* Start *
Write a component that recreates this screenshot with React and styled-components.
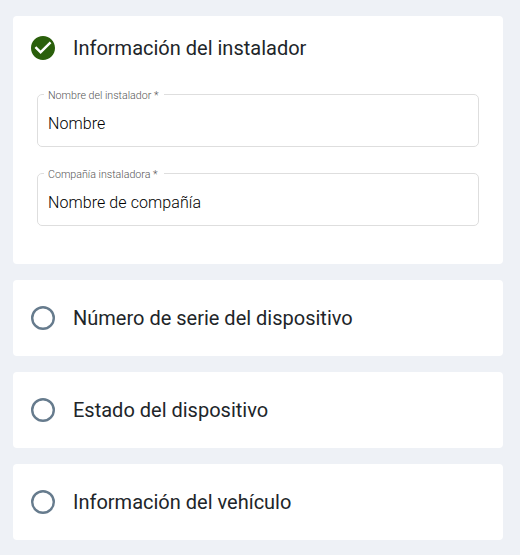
import React from 'react';
import styled, { createGlobalStyle } from 'styled-components';

const GlobalStyle = createGlobalStyle`
  body {
    margin: 0;
    background: #eef1f6;
    color: #212529;
    font-family: Roboto, "Liberation Sans", sans-serif;
  }
`;

const Page = styled.main`
  min-height: 555px;
  box-sizing: border-box;
  padding: 16px 17px 15px 13px;
  display: flex;
  flex-direction: column;
  gap: 16px;
`;

const Card = styled.section`
  background: #fff;
  border-radius: 4px;
  padding: ${props => (props.$open ? '0 24px 38px' : '0 24px')};
`;

const CardHeader = styled.header`
  height: ${props => (props.$open ? '64px' : '76px')};
  margin-left: -6px;
  display: flex;
  align-items: center;
  gap: 18px;
`;

const StatusIcon = styled.svg`
  display: block;
  width: 24px;
  height: 24px;
  flex: none;
`;

const Title = styled.h2`
  margin: 0;
  font-size: 20px;
  line-height: 28px;
  font-weight: 400;
`;

const Fields = styled.div`
  padding-top: 8px;
  display: flex;
  flex-direction: column;
  gap: 20px;
`;

const Outline = styled.fieldset`
  height: 59px;
  box-sizing: border-box;
  min-width: 0;
  margin: 0;
  padding: 0 10px 0 6px;
  border: 1px solid #dedede;
  border-radius: 5px;
`;

const Label = styled.legend`
  height: 13px;
  padding: 0 6px 0 4px;
  font-size: 10.67px;
  line-height: 16px;
  font-weight: 300;
  color: #555;
  white-space: nowrap;
`;

const Value = styled.div`
  padding: 13px 0 0 4px;
  font-size: 16px;
  line-height: 20px;
  font-weight: 300;
  letter-spacing: 0.08px;
  color: #000;
`;

const CheckedIcon = () => (
  <StatusIcon viewBox="2 2 20 20" fill="#2a5f0b">
    <path d="M12 2C6.48 2 2 6.48 2 12s4.48 10 10 10 10-4.48 10-10S17.52 2 12 2zm-2 15l-5-5 1.41-1.41L10 14.17l7.59-7.59L19 8l-9 9z" />
  </StatusIcon>
);

const EmptyIcon = () => (
  <StatusIcon viewBox="0 0 24 24" fill="none" stroke="#667b8d" strokeWidth="2.4">
    <circle cx="12" cy="12" r="10.8" />
  </StatusIcon>
);

const Field = ({ label, value }) => (
  <Outline>
    <Label>{label} *</Label>
    <Value>{value}</Value>
  </Outline>
);

const Step = ({ title, done, children }) => (
  <Card $open={!!children}>
    <CardHeader $open={!!children}>
      {done ? <CheckedIcon /> : <EmptyIcon />}
      <Title>{title}</Title>
    </CardHeader>
    {children}
  </Card>
);

const App = () => {
  return (
    <>
      <GlobalStyle />
      <Page>
        <Step title="Información del instalador" done>
          <Fields>
            <Field label="Nombre del instalador" value="Nombre" />
            <Field label="Compañía instaladora" value="Nombre de compañía" />
          </Fields>
        </Step>
        <Step title="Número de serie del dispositivo" />
        <Step title="Estado del dispositivo" />
        <Step title="Información del vehículo" />
      </Page>
    </>
  );
};

export default App;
* End *
EXERCISE OBJECTIVE> Identify all lines where the word "styled" shows up. Copy them.

RESPONSE>
Write a component that recreates this screenshot with React and styled-components.
import styled, { createGlobalStyle } from 'styled-components';
const Page = styled.main`
const Card = styled.section`
const CardHeader = styled.header`
const StatusIcon = styled.svg`
const Title = styled.h2`
const Fields = styled.div`
const Outline = styled.fieldset`
const Label = styled.legend`
const Value = styled.div`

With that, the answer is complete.